Christmas 1985 was pivotal to the death of the drive-in. It was the year when (according to my sources) the VCR was the #1 family Christmas gift. People could stay home and watch movies! Drive-in attendance dropped like a rock in the summer of 1986 as a result, and for many, it was their swan song.
Sure, there are some still operating today, but they are very, very few. There’s one not far from me, in fact, that does quite well, but it’s the one remaining out of at least a dozen that were within driving distance at one time. The last movie we saw at a drive-in was “Purple Rain,” with “Police Academy” as the co-feature.
We need to distinguish here between outdoors antennas in general, and satellite dish antennas (parabolic reflectors). The latter pretty much emerged during my lifetime, after commercial satellites were launched. Other antennas (Yagi, etc.) were around long before I was.

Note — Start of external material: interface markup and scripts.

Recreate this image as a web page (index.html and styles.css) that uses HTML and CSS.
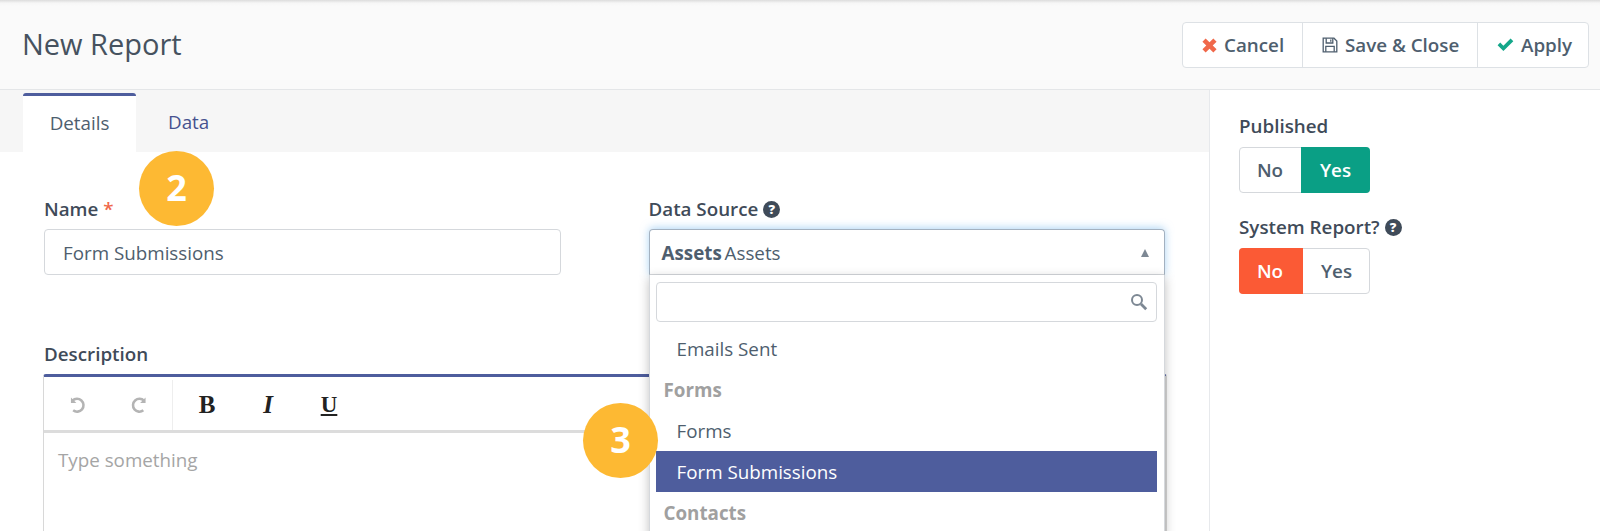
FILE: index.html
```html
<!DOCTYPE html>
<html lang="en">
<head>
<meta charset="UTF-8" />
<title>New Report</title>
<link rel="stylesheet" href="styles.css">
</head>
<body>
  <header class="page-header">
    <h1>New Report</h1>
    <div class="btn-group">
      <button class="btn">
        <svg class="icon" width="15" height="15" viewBox="0 0 14 14"><path d="M3.4 0.4 7 4 10.6 0.4 13.6 3.4 10 7 13.6 10.6 10.6 13.6 7 10 3.4 13.6 0.4 10.6 4 7 0.4 3.4Z" fill="#f0684a"/></svg>
        Cancel
      </button>
      <button class="btn">
        <svg class="icon" width="16" height="16" viewBox="0 0 16 16" fill="none" stroke="#4e5e6e" stroke-width="1.3"><path d="M1.2 1.2H12L14.8 4V14.8H1.2Z"/><path d="M4.2 1.2V6H10.8V1.2M8.8 2.4V4.8M3.8 14.8V9.4H12.2V14.8"/></svg>
        Save &amp; Close
      </button>
      <button class="btn">
        <svg class="icon" width="17" height="14" viewBox="0 0 17 14"><path d="M0.6 7.2 3.2 4.6 6.4 7.8 13.6 0.6 16.3 3.2 6.4 13.1Z" fill="#14a78a"/></svg>
        Apply
      </button>
    </div>
  </header>

  <div class="content">
    <main class="main">
      <nav class="tabs">
        <a class="tab active">Details</a>
        <a class="tab">Data</a>
      </nav>

      <form class="form">
        <div class="form-row">
          <div class="field">
            <label>Name <span class="req">*</span></label>
            <input class="input" type="text" value="Form Submissions" />
          </div>
          <div class="field">
            <label class="with-help">Data Source <span class="help">?</span></label>
            <div class="select">
              <span class="select-value"><b>Assets</b> Assets</span>
              <span class="caret"></span>
              <div class="dropdown">
                <div class="search">
                  <svg width="18" height="18" viewBox="0 0 18 18" fill="none" stroke="#7d8894"><circle cx="7" cy="7" r="5" stroke-width="2"/><path d="M11 11 16.2 16.2" stroke-width="2.8"/></svg>
                </div>
                <ul class="options">
                  <li class="option">Emails Sent</li>
                  <li class="group">Forms</li>
                  <li class="option">Forms</li>
                  <li class="option selected">Form Submissions</li>
                  <li class="group">Contacts</li>
                </ul>
              </div>
            </div>
          </div>
        </div>

        <label>Description</label>
        <div class="editor">
          <div class="toolbar">
            <div class="tool-group history">
              <svg width="20" height="20" viewBox="0 0 20 20" fill="none" stroke="#b4b4b4" stroke-width="2.6"><path d="M5.3 15.5A6.6 6.6 0 1 0 4.6 5.6"/><path d="M3 2.4V8H8.6Z" fill="#b4b4b4" stroke="none"/></svg>
              <svg width="20" height="20" viewBox="0 0 20 20" fill="none" stroke="#b4b4b4" stroke-width="2.6"><path d="M14.7 15.5A6.6 6.6 0 1 1 15.4 5.6"/><path d="M17 2.4V8H11.4Z" fill="#b4b4b4" stroke="none"/></svg>
            </div>
            <div class="tool-group format">
              <span class="tool bold">B</span>
              <span class="tool italic">I</span>
              <span class="tool under">U</span>
            </div>
          </div>
          <div class="editor-body">Type something</div>
        </div>
      </form>

      <span class="step step-2">2</span>
      <span class="step step-3">3</span>
    </main>

    <aside class="side">
      <label>Published</label>
      <div class="toggle">
        <span class="toggle-btn">No</span>
        <span class="toggle-btn on-yes">Yes</span>
      </div>
      <label class="with-help">System Report? <span class="help">?</span></label>
      <div class="toggle">
        <span class="toggle-btn on-no">No</span>
        <span class="toggle-btn">Yes</span>
      </div>
    </aside>
  </div>
</body>
</html>
```

FILE: styles.css
```css
* {
  box-sizing: border-box;
}
html, body {
  height: 531px;
  overflow: hidden;
}
body {
  margin: 0;
  font-family: 'Open Sans', sans-serif;
  font-size: 18.8px;
  color: #4e5e6e;
  background: #fff;
  display: flex;
  flex-direction: column;
}

/* header */
.page-header {
  height: 90px;
  flex: none;
  display: flex;
  align-items: center;
  justify-content: space-between;
  padding: 0 11px 0 22px;
  background: linear-gradient(#dcdcdc, #f6f6f6 3px, #fafafa 6px);
  border-bottom: 1px solid #e4e6e8;
}
h1 {
  margin: 0 0 3px;
  font-size: 29px;
  font-weight: 400;
  color: #46525f;
}
.btn-group {
  display: flex;
  height: 46px;
  margin-top: 1px;
  background: #fff;
  border: 1px solid #dde1e5;
  border-radius: 4px;
}
.btn {
  display: flex;
  align-items: center;
  gap: 7px;
  padding: 0 0 0 19px;
  font: 600 18.8px 'Open Sans', sans-serif;
  color: #4e5e6e;
  background: none;
  border: none;
  border-right: 1px solid #dde1e5;
}
.btn:nth-child(1) { width: 120px; }
.btn:nth-child(2) { width: 175px; }
.btn:last-child {
  width: 110px;
  border-right: none;
}
.icon {
  flex: none;
}

.content {
  flex: 1;
  display: flex;
  min-height: 0;
}

/* left column */
.main {
  position: relative;
  width: 1210px;
  flex: none;
  border-right: 1px solid #e7e9ec;
}
.tabs {
  height: 62px;
  display: flex;
  padding: 3px 0 0 23px;
  background: #f6f6f6;
}
.tab {
  display: flex;
  align-items: center;
  padding: 0 0 2px 32px;
  color: #46528f;
}
.tab.active {
  width: 113px;
  justify-content: center;
  padding-left: 0;
  color: #4e5e6e;
  background: #fff;
  border-top: 3px solid #4e5d9d;
  border-radius: 3px 3px 0 0;
}
.form {
  padding: 45px 44px 0;
}
.form-row {
  display: flex;
  gap: 88px;
  margin-bottom: 67px;
}
.field {
  flex: 1;
  min-width: 0;
}
label {
  display: block;
  height: 25px;
  line-height: 25px;
  margin-bottom: 7px;
  font-size: 18.8px;
  font-weight: 600;
  color: #3f4b59;
}
label.with-help {
  display: flex;
  align-items: center;
  gap: 5px;
}
.req {
  color: #f0684a;
}
.help {
  display: flex;
  align-items: center;
  justify-content: center;
  width: 17px;
  height: 17px;
  border-radius: 50%;
  font-size: 13px;
  font-weight: 800;
  line-height: 1;
  color: #fff;
  background: #3f4b59;
}
.input {
  display: block;
  width: 100%;
  height: 46px;
  padding: 1px 18px 0;
  font: 400 18.8px 'Open Sans', sans-serif;
  color: #4e5e6e;
  border: 1px solid #d5d8dc;
  border-radius: 4px;
}

/* data source select */
.select {
  position: relative;
  height: 46px;
  display: flex;
  align-items: center;
  justify-content: space-between;
  padding: 2px 15px 0 12px;
  border: 1px solid #a3b1c0;
  border-bottom-color: #d5d8dc;
  border-radius: 4px 4px 0 0;
  box-shadow: 0 -1px 8px rgba(102, 175, 233, 0.55);
}
.select-value b {
  font-weight: 700;
  margin-right: -2px;
}
.caret {
  width: 0;
  height: 0;
  border-left: 4px solid transparent;
  border-right: 4px solid transparent;
  border-bottom: 8px solid #7d8894;
}
.dropdown {
  position: absolute;
  z-index: 2;
  top: 45px;
  left: -1px;
  right: -1px;
  height: 262px;
  overflow: hidden;
  padding: 7px 7px 0 6px;
  background: #fff;
  border: 1px solid #d5d8dc;
  border-top: none;
  box-shadow: 0 3px 10px rgba(0, 0, 0, 0.25);
}
.search {
  height: 40px;
  display: flex;
  align-items: center;
  justify-content: flex-end;
  padding-right: 8px;
  margin-bottom: 7px;
  border: 1px solid #d5d8dc;
  border-radius: 4px;
}
.options {
  margin: -1px 0 0;
  padding: 0;
  list-style: none;
}
.options li {
  height: 41px;
  display: flex;
  align-items: center;
}
.option {
  padding-left: 21px;
}
.group {
  padding-left: 8px;
  font-weight: 700;
  color: #a0a0a0;
}
.option.selected {
  color: #fff;
  background: #4e5d9d;
}

/* editor */
.editor {
  height: 157px;
  margin: 0 -2px 0 -1px;
  border-top: 3px solid #4e5d9d;
  border-left: 1px solid #d8d8d8;
  border-right: 2px solid #d8d8d8;
  border-radius: 3px 3px 0 0;
}
.toolbar {
  height: 56px;
  display: flex;
  align-items: center;
  border-bottom: 3px solid #dcdcdc;
}
.tool-group {
  display: flex;
  align-items: center;
}
.history {
  height: 50px;
  padding: 0 24px;
  gap: 41px;
  border-right: 1px solid #eee;
  width: 129px;
  margin-top: 2px;
}
.format {
  padding: 2px 0 0 25px;
  gap: 43px;
}
.tool {
  width: 18px;
  text-align: center;
  font-family: 'Liberation Serif', serif;
  font-size: 25px;
  color: #222;
}
.bold { font-weight: 700; }
.italic { font-style: italic; font-weight: 700; }
.under { font-weight: 700; font-size: 23px; text-decoration: underline; }
.editor-body {
  padding: 14px 14px;
  color: #a5a5a5;
}

/* numbered callouts */
.step {
  position: absolute;
  z-index: 3;
  width: 75px;
  height: 75px;
  display: flex;
  align-items: center;
  justify-content: center;
  padding-bottom: 2px;
  border-radius: 50%;
  font-size: 36px;
  font-weight: 700;
  color: #fff;
  background: #fdb933;
}
.step-2 { left: 139px; top: 61px; }
.step-3 { left: 583px; top: 313px; }

/* right column */
.side {
  flex: 1;
  padding: 24px 0 0 29px;
}
.side label {
  margin-bottom: 8px;
}
.toggle {
  width: 131px;
  height: 46px;
  display: flex;
  margin-bottom: 22px;
  border: 1px solid #d5d8dc;
  border-radius: 4px;
}
.toggle-btn {
  flex: 1;
  display: flex;
  align-items: center;
  justify-content: center;
  font-weight: 600;
  color: #4e5e6e;
}
.toggle-btn:first-child {
  flex: none;
  width: 62px;
  margin-left: -1px;
}
.toggle-btn:last-child {
  margin-right: -1px;
}
.toggle-btn.on-yes {
  margin-top: -1px;
  margin-bottom: -1px;
  color: #fff;
  background: #0a9f85;
  border-radius: 0 4px 4px 0;
}
.toggle-btn.on-no {
  width: 64px;
  margin-top: -1px;
  margin-bottom: -1px;
  padding-right: 2px;
  color: #fff;
  background: #fb5a35;
  border-radius: 4px 0 0 4px;
}
```
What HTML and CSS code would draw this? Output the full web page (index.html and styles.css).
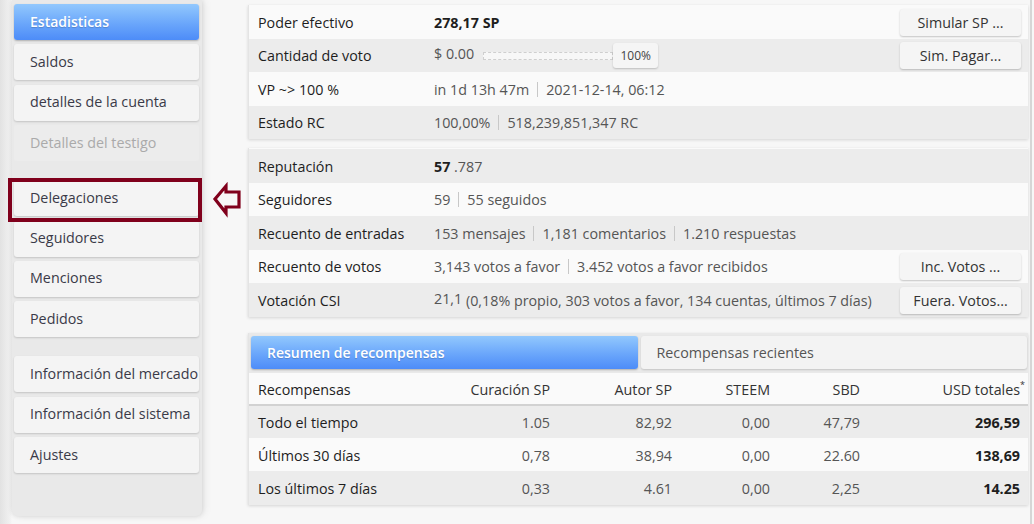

I agree with both of these (even though the rise of the mall was a bit before my time), except that arcades have disappeared a lot more than malls. Although maybe all the malls have disappeared in your area since around 1/3 of them in my area have closed in the past couple of years and around 1/3 more of them have clearly seen their better days, and just a little more economic hardship might do some more of them in.
But earlier today I was in a thriving indoor mall that had around as many people as I’d expect for a non-holiday weekend.
But arcades have definitely almost disappeared outside of tourist areas, party venues, and a handful of Big Deal retro destination arcades / museums.